Generally speaking, I am a pretty put together mom. I love to research things, am usually on time to activities, and, therefore, stay pretty calm, cool, and collected. However, potty training ROCKED MY WORLD on the first attempt. It was an epic failure on all fronts and left me feeling totally out of control. After a week of complete exhaustion, we threw in the towel. That was six months ago, and now I can say we are officially potty trained! I am not here to give a step-by-step guide to potty training. There are far too many of those available. But here are some nuggets of wisdom that I learned from failure to success.
First Attempt Failures
- He wasn’t ready. No matter what philosophy you read, you will hear readiness mentioned. Some methods say readiness is key, and others will say it doesn’t matter. In my experience, readiness was HUGE for us. My son just didn’t care. It was a fight. Every. Single. Time! I struggled with whether this was a discipline issue, but in the end, I think it was readiness. Another struggle was he physically could not get his pants down and up. That created an issue of independence that he desperately wanted but had not yet developed.
- I only read one method. This goes against everything in my gut! I am a researcher, and for some reason, I just read one book and thought I was an expert on the subject. Granted, this book was extremely convicting and made me feel like I had lost my window. So I started feeling like I was already behind. Not a good combo!
- I had no back up. I started potty training on a Monday, thinking an empty house would make things easier. WRONG! By day three, I was so exhausted.
- The potty followed us everywhere. By the end of seven days, not only did my son hate that thing, I hated it too. We never wanted to see it again!
- I would not quit. By day five, I was so emotionally tired I couldn’t even think straight. I was so scared to “quit” and put a diaper back on my son. On day seven, I was on the phone with my best friend. I was in tears, my son was in tears, and she said, “Elisa, you are not a failure if you put a diaper back on.” For some reason, that was all I needed. Permission from another mom to throw in the towel. The diaper went back on, and my son never asked about potty training again.
During the Six Month Hiatus
- I read about more methods. Duh! After I read a few different ones, I quickly figured out which one was going to be best for us. Give yourself some time to do this, because at first they all seem a bit overwhelming. You can weed out what works and doesn’t work for your child and your lifestyle.
- I never brought up potty training until we were two weeks from trying again. So for 5.5 months, the subject was never brought up. I think I did this because I didn’t want him to feel like he had failed. So we just acted as if we had never attempted in the first place.
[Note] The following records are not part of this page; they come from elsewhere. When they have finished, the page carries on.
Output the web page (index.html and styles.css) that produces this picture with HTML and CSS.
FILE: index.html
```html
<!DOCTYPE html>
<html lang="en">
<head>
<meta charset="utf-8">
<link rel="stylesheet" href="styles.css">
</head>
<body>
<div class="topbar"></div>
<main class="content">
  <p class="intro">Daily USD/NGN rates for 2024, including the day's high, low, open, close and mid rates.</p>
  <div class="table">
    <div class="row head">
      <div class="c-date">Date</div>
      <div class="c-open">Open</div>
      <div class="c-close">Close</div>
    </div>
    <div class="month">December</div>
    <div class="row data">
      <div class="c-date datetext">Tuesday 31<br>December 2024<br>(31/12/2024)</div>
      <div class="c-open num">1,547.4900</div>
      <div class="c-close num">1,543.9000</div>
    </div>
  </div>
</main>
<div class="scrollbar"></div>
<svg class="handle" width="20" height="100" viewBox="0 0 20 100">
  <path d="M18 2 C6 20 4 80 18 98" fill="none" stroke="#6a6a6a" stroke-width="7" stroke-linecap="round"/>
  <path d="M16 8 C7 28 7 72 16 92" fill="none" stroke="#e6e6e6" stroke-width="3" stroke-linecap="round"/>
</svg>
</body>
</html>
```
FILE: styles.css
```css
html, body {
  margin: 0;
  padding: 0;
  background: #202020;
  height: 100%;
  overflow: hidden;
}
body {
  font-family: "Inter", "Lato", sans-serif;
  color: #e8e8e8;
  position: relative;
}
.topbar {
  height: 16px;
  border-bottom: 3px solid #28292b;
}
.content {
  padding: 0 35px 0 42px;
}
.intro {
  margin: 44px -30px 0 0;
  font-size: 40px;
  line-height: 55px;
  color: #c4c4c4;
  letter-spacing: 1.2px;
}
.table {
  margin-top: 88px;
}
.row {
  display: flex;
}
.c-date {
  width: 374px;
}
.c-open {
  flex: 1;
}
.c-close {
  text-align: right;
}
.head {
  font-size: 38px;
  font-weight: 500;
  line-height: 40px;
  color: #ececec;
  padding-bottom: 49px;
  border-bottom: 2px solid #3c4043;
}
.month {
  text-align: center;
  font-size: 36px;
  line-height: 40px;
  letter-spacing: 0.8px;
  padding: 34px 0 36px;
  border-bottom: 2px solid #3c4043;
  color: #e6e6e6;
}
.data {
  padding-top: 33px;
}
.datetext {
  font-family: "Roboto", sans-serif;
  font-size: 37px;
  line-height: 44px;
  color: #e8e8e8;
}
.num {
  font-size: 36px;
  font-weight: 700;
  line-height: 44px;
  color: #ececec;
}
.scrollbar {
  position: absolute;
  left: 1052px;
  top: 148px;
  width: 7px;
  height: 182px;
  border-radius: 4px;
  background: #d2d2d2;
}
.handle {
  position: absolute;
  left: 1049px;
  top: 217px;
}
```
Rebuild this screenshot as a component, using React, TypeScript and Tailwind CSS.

- We practiced pulling pants up and pushing them down. Simple task, but something a lot of toddlers just don’t have the fine motor skills for yet. Our son is SUPER verbal, but gross and fine motor skills are not his thing. I used the six months to really focus on this skill and build his confidence.
- When we were two weeks from starting again, I made a countdown sticker chart, and we started talking about it like crazy. We tapped into our sons strength of words and allowed him to ask anything and everything. We answered the best we could and started teaching him all the words and phrases he would need when it was go time.
- The night before, we went to the store and let him pick out underwear and five toys to reward poops on the potty. We came up with this plan just by knowing our son. He is motivated by big toys, and we knew poops would be harder for him. We talked about how the rewards would work the night before and answered all his questions (and he had LOADS of them)!
Second Attempt Successes
- After my six months of research, I knew what method to go with and what rewards would work for my kiddo. Every single child is different; keep that in mind when you begin. What works for one may not work for another. For example: Being all naked to learn did not work for us. My son needed underwear from the beginning.
- Dad was present for the first two days. This helped me tremendously to have two sets of eyes watching instead of one. It also helped our son see that both of us could help him to the bathroom.
- The potty stayed in the bathroom. I did NOT want that thing following us around everywhere this time. The potty moved only if we went outside. Then I allowed it to be right inside the door for easy access.
- As he got the hang of it, when he needed to go, he could do it all by himself because he knew how to get his pants down. THIS WAS HUGE FOR US! I cannot reiterate that enough. He would say he needed to go, or start doing his dance. I would remind him where the potty was, and he could go in the bathroom all by himself. He didn’t need me hovering over him every single time.
We have now been potty trained for a month. I am actually so thankful for our first attempt being a failure. That experience led me to a great success story. Do you have any failure to success stories? Or any great potty training tips?